▶ EXERCISE DETAILS:
Determine how many lines include the string "styles". Output that number only.

▶ EXTRACTED INFORMATION:

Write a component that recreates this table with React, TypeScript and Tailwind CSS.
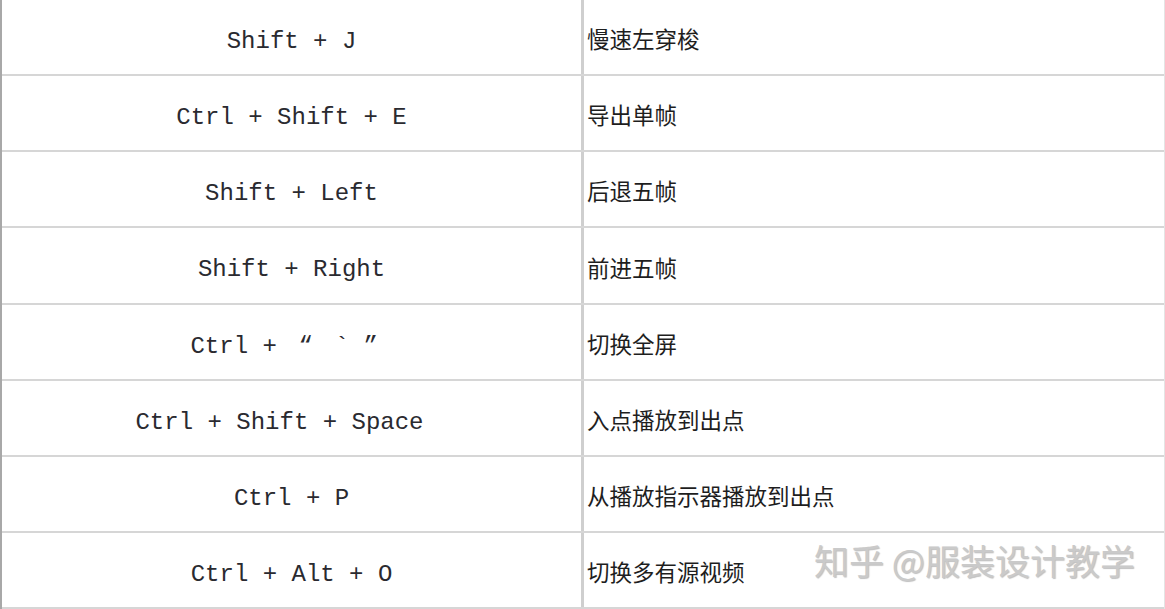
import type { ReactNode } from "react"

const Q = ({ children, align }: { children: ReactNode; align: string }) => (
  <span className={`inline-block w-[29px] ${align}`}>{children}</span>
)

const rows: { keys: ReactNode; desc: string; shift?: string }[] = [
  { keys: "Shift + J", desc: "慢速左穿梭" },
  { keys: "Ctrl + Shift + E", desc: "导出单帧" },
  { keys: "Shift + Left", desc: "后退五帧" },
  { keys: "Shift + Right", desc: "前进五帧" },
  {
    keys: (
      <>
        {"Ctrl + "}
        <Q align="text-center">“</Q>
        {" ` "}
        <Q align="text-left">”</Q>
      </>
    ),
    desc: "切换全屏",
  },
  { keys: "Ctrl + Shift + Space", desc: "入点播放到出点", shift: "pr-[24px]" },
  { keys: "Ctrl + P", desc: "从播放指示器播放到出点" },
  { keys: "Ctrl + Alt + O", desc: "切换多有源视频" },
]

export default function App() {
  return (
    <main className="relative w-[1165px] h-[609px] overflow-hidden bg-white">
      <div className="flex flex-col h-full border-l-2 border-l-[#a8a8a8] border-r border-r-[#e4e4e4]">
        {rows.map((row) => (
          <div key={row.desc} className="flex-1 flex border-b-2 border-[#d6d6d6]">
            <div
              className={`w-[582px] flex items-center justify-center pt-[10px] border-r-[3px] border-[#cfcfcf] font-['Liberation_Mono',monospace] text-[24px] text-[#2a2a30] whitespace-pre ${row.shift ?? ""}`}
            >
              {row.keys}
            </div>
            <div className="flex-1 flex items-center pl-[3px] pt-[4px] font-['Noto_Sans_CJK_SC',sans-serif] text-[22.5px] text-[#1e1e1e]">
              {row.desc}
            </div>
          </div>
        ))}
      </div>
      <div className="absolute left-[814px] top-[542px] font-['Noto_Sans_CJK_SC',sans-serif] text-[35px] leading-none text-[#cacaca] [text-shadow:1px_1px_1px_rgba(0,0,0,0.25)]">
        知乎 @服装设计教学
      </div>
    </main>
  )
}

...

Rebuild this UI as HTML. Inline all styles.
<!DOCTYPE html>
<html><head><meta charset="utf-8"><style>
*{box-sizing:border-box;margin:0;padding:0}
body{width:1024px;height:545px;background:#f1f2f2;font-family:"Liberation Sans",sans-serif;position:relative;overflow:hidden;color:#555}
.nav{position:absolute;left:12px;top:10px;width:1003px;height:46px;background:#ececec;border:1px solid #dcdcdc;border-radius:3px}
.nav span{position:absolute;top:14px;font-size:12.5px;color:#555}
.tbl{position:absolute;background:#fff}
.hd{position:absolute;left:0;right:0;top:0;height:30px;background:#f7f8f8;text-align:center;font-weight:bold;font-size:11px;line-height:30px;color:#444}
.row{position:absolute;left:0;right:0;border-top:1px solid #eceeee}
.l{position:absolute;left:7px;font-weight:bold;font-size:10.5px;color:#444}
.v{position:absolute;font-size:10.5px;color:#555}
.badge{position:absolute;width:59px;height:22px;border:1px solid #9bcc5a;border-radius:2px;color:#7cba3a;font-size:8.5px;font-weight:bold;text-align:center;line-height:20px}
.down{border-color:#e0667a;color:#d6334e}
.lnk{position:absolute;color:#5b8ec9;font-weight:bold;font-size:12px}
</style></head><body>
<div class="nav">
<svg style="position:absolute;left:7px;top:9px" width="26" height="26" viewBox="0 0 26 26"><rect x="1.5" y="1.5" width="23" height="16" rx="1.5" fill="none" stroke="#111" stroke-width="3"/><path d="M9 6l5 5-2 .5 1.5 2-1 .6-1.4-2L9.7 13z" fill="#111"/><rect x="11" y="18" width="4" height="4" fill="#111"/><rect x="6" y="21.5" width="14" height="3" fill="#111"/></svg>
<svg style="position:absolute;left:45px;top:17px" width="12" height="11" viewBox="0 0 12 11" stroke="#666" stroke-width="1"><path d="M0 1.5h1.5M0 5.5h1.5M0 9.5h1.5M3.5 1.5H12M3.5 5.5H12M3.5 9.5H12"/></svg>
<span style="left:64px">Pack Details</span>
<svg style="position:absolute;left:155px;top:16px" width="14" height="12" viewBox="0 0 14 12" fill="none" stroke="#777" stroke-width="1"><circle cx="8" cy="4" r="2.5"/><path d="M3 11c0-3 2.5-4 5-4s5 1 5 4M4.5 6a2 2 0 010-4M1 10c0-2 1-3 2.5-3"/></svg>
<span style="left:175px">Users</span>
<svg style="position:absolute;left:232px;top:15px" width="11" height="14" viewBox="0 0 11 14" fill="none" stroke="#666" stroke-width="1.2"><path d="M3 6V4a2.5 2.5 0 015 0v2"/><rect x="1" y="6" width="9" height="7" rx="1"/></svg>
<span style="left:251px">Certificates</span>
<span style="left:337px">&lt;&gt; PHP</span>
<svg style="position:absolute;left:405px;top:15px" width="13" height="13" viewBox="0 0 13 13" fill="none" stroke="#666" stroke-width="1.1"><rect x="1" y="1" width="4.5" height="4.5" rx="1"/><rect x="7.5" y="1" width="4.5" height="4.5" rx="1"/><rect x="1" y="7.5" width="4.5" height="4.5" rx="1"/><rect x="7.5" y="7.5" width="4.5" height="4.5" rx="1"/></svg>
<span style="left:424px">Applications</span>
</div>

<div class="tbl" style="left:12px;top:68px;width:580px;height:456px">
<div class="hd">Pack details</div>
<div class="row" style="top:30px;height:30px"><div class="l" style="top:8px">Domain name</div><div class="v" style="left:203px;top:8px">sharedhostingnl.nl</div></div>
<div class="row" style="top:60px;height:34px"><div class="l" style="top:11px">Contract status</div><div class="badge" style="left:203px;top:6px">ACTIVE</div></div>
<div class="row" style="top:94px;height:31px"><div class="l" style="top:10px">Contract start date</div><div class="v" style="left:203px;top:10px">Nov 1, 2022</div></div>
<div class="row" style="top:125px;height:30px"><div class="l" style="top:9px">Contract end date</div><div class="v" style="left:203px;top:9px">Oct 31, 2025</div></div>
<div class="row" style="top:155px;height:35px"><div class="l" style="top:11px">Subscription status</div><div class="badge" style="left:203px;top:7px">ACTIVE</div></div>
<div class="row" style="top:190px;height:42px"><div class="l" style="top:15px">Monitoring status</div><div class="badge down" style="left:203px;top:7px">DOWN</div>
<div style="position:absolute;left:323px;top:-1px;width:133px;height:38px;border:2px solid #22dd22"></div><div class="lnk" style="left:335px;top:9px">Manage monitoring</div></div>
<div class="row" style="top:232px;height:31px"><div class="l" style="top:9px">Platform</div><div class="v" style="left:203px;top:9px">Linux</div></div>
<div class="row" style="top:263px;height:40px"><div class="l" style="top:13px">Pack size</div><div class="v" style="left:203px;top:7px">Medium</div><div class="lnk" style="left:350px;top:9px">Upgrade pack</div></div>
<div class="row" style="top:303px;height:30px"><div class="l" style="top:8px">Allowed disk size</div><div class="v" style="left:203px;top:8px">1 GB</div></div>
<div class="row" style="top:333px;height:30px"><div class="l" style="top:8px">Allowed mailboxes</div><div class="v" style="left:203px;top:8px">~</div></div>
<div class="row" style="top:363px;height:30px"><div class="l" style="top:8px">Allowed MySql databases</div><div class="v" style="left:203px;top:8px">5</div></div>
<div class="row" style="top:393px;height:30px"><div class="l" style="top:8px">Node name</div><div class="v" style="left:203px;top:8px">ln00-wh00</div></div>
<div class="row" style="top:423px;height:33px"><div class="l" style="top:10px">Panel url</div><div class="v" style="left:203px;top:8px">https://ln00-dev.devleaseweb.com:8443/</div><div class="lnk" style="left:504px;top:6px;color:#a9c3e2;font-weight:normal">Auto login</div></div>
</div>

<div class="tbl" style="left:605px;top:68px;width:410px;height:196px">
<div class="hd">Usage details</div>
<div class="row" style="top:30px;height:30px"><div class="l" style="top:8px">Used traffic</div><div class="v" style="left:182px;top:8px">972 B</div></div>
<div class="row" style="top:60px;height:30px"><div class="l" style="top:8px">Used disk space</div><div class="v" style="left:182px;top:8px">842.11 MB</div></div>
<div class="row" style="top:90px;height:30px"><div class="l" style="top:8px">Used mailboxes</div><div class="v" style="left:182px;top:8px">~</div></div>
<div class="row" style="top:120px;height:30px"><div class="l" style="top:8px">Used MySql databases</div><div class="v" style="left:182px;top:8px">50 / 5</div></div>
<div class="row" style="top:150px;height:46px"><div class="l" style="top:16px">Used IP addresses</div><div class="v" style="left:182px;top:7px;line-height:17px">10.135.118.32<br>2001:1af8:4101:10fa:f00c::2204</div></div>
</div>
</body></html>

* * *

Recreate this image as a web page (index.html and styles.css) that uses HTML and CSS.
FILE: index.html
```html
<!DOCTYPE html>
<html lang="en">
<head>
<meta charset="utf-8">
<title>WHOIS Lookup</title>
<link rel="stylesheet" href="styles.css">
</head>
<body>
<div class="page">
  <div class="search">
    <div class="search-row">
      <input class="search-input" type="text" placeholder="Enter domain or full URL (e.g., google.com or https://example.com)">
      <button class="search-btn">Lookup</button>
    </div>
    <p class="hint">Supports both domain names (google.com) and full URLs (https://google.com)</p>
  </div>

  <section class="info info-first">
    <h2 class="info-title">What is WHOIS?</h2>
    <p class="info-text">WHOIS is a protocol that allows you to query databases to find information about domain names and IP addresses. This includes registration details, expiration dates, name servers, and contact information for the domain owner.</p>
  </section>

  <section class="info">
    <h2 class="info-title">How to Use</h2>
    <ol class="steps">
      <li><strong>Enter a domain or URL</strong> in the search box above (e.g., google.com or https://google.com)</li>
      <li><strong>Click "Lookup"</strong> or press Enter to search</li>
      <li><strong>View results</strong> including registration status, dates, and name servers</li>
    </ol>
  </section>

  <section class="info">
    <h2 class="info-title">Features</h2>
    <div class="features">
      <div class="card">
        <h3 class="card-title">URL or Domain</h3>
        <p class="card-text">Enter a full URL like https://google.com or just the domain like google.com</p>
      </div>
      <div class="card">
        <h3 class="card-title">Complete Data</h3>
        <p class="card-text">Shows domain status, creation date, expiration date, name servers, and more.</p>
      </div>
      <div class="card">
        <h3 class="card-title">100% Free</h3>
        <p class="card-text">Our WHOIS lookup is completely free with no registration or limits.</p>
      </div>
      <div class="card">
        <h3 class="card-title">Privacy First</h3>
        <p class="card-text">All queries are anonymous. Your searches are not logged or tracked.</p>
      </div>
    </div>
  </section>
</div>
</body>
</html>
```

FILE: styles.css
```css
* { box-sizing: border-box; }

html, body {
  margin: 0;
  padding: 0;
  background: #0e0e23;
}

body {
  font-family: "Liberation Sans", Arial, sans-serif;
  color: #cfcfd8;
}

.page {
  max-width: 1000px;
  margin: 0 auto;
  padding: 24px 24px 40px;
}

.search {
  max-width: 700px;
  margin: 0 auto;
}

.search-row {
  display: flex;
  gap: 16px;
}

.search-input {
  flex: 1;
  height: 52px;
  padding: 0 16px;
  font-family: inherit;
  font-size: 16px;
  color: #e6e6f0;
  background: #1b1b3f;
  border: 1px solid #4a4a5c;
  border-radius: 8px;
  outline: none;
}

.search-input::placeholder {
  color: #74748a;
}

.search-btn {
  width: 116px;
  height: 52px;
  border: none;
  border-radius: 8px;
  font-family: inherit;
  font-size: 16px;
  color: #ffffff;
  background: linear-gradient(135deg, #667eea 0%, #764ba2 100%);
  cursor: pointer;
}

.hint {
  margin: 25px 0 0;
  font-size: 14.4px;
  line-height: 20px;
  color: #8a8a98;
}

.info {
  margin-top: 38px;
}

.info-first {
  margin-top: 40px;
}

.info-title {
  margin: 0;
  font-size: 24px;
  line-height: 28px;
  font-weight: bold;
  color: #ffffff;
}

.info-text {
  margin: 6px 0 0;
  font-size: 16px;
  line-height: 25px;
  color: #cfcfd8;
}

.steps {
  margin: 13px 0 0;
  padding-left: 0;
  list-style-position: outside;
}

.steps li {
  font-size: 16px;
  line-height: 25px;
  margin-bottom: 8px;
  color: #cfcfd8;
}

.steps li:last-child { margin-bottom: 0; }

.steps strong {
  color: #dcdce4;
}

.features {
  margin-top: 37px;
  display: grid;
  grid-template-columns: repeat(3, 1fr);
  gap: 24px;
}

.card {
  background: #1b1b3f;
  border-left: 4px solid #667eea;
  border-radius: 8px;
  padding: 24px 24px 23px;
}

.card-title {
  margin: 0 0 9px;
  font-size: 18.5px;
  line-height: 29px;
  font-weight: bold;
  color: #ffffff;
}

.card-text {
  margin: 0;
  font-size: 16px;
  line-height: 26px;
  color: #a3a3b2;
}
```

▶ FULL RESPONSE:
4